Humans are a resource. Soldiers alive or dead, and sacrifices to evoke forth yet more demons. Beyond these roles they are to farm and breed. The wheels of this empire are greased with blood.
-
Each group of human soldiers is accompanied by a Resurrector. Others are used in specific roles.

RESURRECTOR - HD 3 - AC 17 - 7 NEEDLE-TIPPED TENTACLES +2 1D4 + SPECIAL - MORALE 10 - MOV AS MALICIOUS BALLOON.
A milky white floating orb, marred by the seven tentacles bursting from the base and the dark patches seeming to swim beneath the tight, taught skin. Any killed by these tentacles is bound to the will of the Resurrector, who is likewise bound to the will of the Demon Sultan. They will always strike the weakest, especially their own brood of soldiers.

MANBREAKERS - HD 6 - AC 18 - 2 MAULING ATTACKS +4 1D10 +3 OR GORE +3 1D12+6 - MORALE 12 - MOVE AS HUGE GORILLA
A quadruped with a pair of arms fit for an elephant, matching the dull grey tusks jutting from the mess of bone armour plates. These plates bristle with spikes, with d6 impaled bodies upon them. Each body impaled on these spikes give the Manbreaker an extra d4 HP. Tearing one loose deals 1d6 damage. They don't care.

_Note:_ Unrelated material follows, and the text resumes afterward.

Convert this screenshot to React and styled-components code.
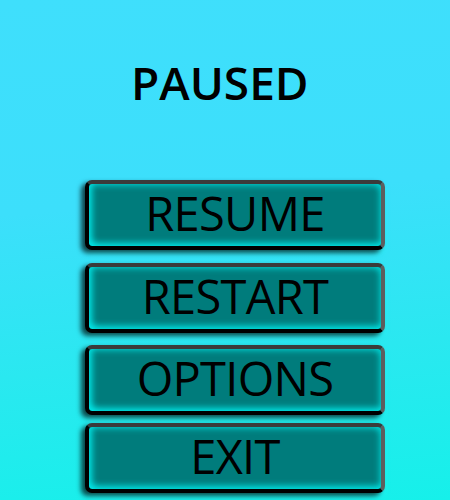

SHRIKEBEASTS - HD2 - AC 15 - GRAPPLE +3 - MORALE 9 - MOV AS SKELETAL BIRD
Skeletal things festooned with pilfered feathers - especially those of the Nilfenbergian Crows. They swoop down, snatching individuals in their pair of tentacles which worm from between the ribs, dropping them into the massed pikemen marching beneath the banner of the Sultanate.

Friday, 2 December 2016

Treasures Locked Beneath Ash and Snow

**GO AWAY SUNDAY PLAYERS**
BAUBLES OF THE SLAVES

x Precious Metal Molars - what wealth was left was hidden in the back of mouth. 2d20 sp each.

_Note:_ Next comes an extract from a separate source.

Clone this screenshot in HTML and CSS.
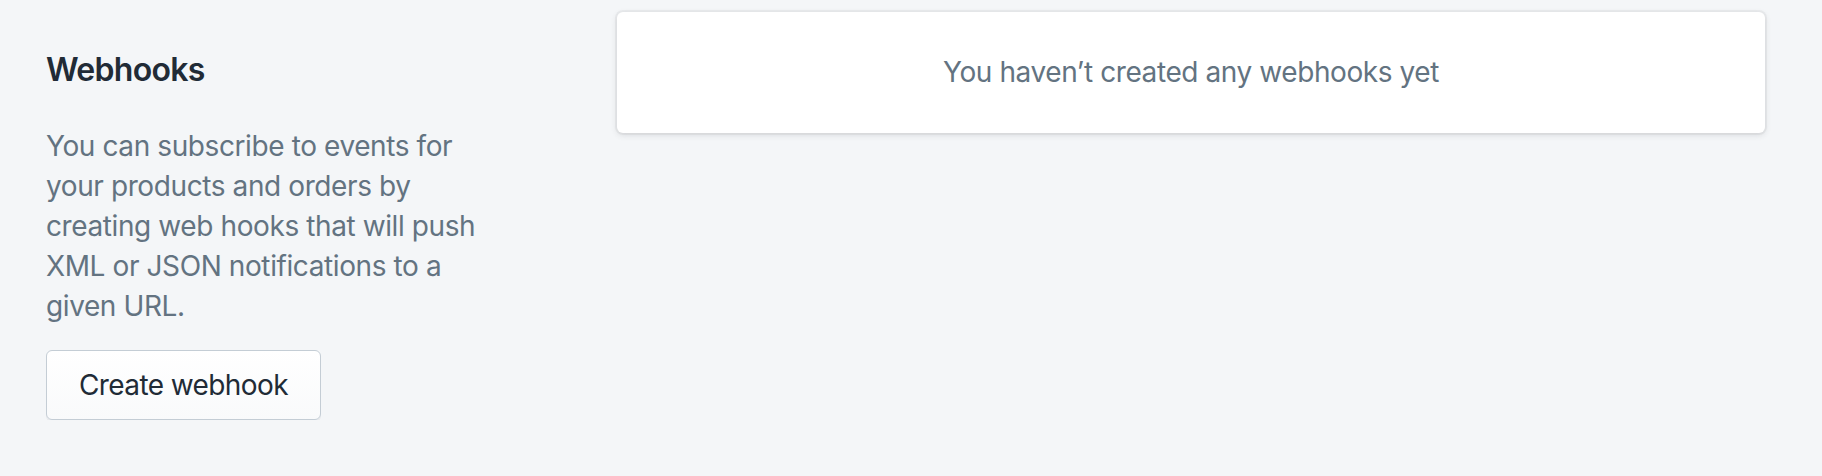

x Hands of the Matriarchs - a mothers blessing kept secret and safe for bleak times. By the time they were opened, it was far too late. Snapping off a finger casts a spell at 3rd level. Worth 5000sp, -1000 per used digit.
  Thumb - Cure Light Wounds
  Index Finger - Magic Missile
  Middle Finger - Bless
  Ring Finger - Dispel Magic
  Little Finger - Sleep

x Fingerbone Lockpicks - single use but incredibly easy to hide. +1 bonus to checks with these picks. 20sp each.

x Curried Meats - frozen fresh, still good to eat if defrosted. 1sp each, 1000sp to a trained chef due to lost techniques which could be learned.

x Dead Idols - The many gods of the enslaved peoples, all dead and forgotten. The ire of these dead gods lingers still, and each has a curse associated with it. Worth 400sp in precious materials, 1000sp to a historian.

d8
Ire of a Dead, Forgotten God
1
Weakened spirits of vengeance, still bound to empty duty, will attack the holder each night until the statue is given away. HD 2 / AC AS CHAIN / ATTACK +1 1D8 CLAWING / MOV as DOG / M12 / 3D4 APPEARING
2
The idol draws away all sustenance from food, starving the bearer until the statue is given away.
3
The idol compels the bearer to sacrifice either 200sp or 1HD of life every three days until given away.
4
The idol assaults the bearer with hideous nightmares every night, denying them healing from sleep, and stopping magic users preparing spells, until given away. -2 penalty to all rolls after a week of this.
5
All animals will hate the bearer until the statue is given away, with a 2-in-6 chance of attacking, or else simply running away.
6
The bearer is inflicted with leprosy until the statue is given away. The leprosy will be healed overnight.
7
The user must respond to all violence with pacifism, and all offers of peace with violence until the statue is given away.
8
There is no curse. This god has faded more than the others.

WEALTH OF THE CITY

x Overseers Eyes - Eyes of ancient overseers, given to slave-holding families. The eyes are a reminder of authority, and can be used to command slave-derived creatures if they fail a save vs magic. Worth nothing outside of the city.

x Desperation Furs - As the terrible fury of the Riven Wolf fell upon the city, the clothiers and tailors desperately tried to create winter clothes for the people as they burned all books and papers to stay warm. This desperation sunk into the furs themselves, and they reek of fear. Avoid any natural cold-based damage, halve damage from cold-based magical sources, but roll random encounters twice as often. Predators can smell the weakness. 200sp each.

x Forgotten Saints - The people of the city would not burn their Saints to keep warm, but they were forgotten, bedecked in gold and bone-dry in their sealed chambers. Each will defend itself, although it has long forgotten it's name and it's martyrdom. Worth 3000sp -200sp per point of damage over HP dealt, HD 6 / AC AS PLATE / ATTACK +3 AS WEAPON +3 / MOV AS MAN / M12 / 1 APPEARING

x Crown of the Senator - Each week, this crown passed from one senator to a chosen rival, bestowing authority and benevolence upon the wearer. (Save to take malicious action, others must save to not agree with you. Must be worn for a week.) Worth 4500sp.